[Aim] Copy all the data exactly, except the pictures.

## START

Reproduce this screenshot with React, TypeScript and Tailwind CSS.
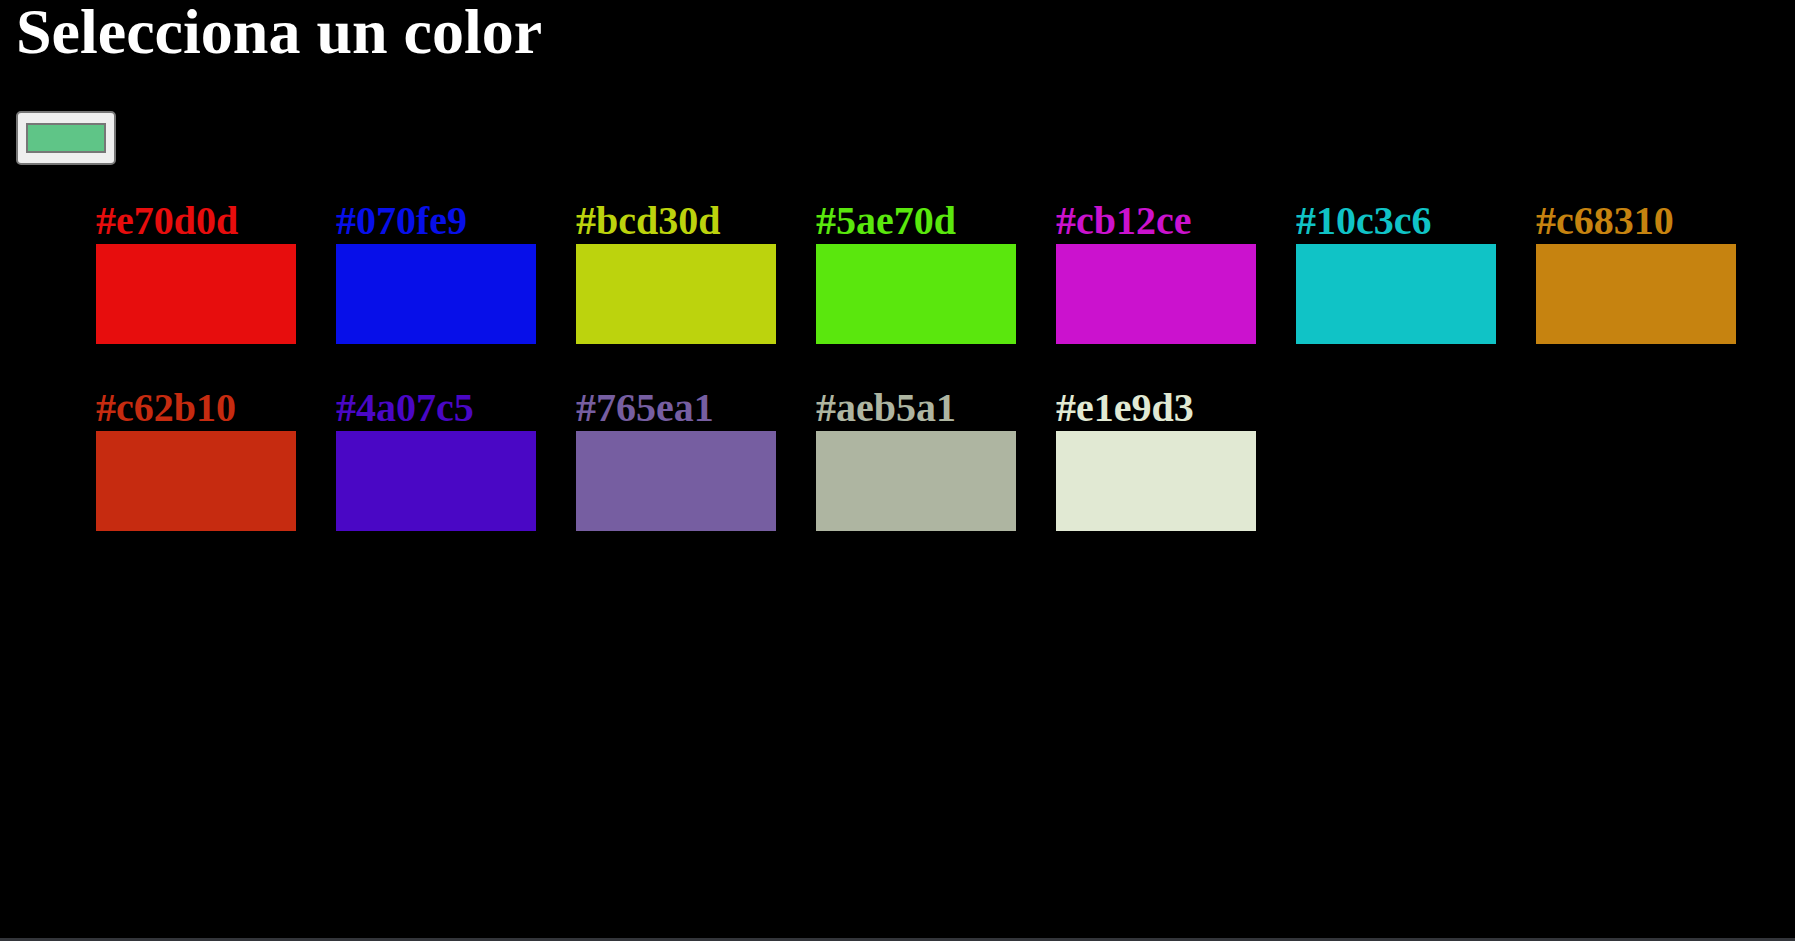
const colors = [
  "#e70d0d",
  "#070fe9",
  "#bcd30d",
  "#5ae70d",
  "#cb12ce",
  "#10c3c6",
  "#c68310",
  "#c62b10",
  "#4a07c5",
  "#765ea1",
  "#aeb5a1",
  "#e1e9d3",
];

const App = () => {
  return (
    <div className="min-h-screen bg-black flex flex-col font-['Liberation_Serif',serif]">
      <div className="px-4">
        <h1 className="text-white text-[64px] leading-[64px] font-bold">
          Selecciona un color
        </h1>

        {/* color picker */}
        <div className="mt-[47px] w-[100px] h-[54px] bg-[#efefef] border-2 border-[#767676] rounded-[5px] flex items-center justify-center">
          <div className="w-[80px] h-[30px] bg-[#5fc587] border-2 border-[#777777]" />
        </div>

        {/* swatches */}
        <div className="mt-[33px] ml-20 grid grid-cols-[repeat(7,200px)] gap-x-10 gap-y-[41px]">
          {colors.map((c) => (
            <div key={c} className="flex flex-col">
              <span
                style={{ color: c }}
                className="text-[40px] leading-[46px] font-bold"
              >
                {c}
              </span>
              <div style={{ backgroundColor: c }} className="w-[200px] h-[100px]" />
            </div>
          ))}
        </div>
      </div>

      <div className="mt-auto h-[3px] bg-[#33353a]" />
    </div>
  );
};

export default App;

## END

[Problem solution]
Reproduce this screenshot with React, TypeScript and Tailwind CSS.
const colors = [
  "#e70d0d",
  "#070fe9",
  "#bcd30d",
  "#5ae70d",
  "#cb12ce",
  "#10c3c6",
  "#c68310",
  "#c62b10",
  "#4a07c5",
  "#765ea1",
  "#aeb5a1",
  "#e1e9d3",
];

const App = () => {
  return (
    <div className="min-h-screen bg-black flex flex-col font-['Liberation_Serif',serif]">
      <div className="px-4">
        <h1 className="text-white text-[64px] leading-[64px] font-bold">
          Selecciona un color
        </h1>

        {/* color picker */}
        <div className="mt-[47px] w-[100px] h-[54px] bg-[#efefef] border-2 border-[#767676] rounded-[5px] flex items-center justify-center">
          <div className="w-[80px] h-[30px] bg-[#5fc587] border-2 border-[#777777]" />
        </div>

        {/* swatches */}
        <div className="mt-[33px] ml-20 grid grid-cols-[repeat(7,200px)] gap-x-10 gap-y-[41px]">
          {colors.map((c) => (
            <div key={c} className="flex flex-col">
              <span
                style={{ color: c }}
                className="text-[40px] leading-[46px] font-bold"
              >
                {c}
              </span>
              <div style={{ backgroundColor: c }} className="w-[200px] h-[100px]" />
            </div>
          ))}
        </div>
      </div>

      <div className="mt-auto h-[3px] bg-[#33353a]" />
    </div>
  );
};

export default App;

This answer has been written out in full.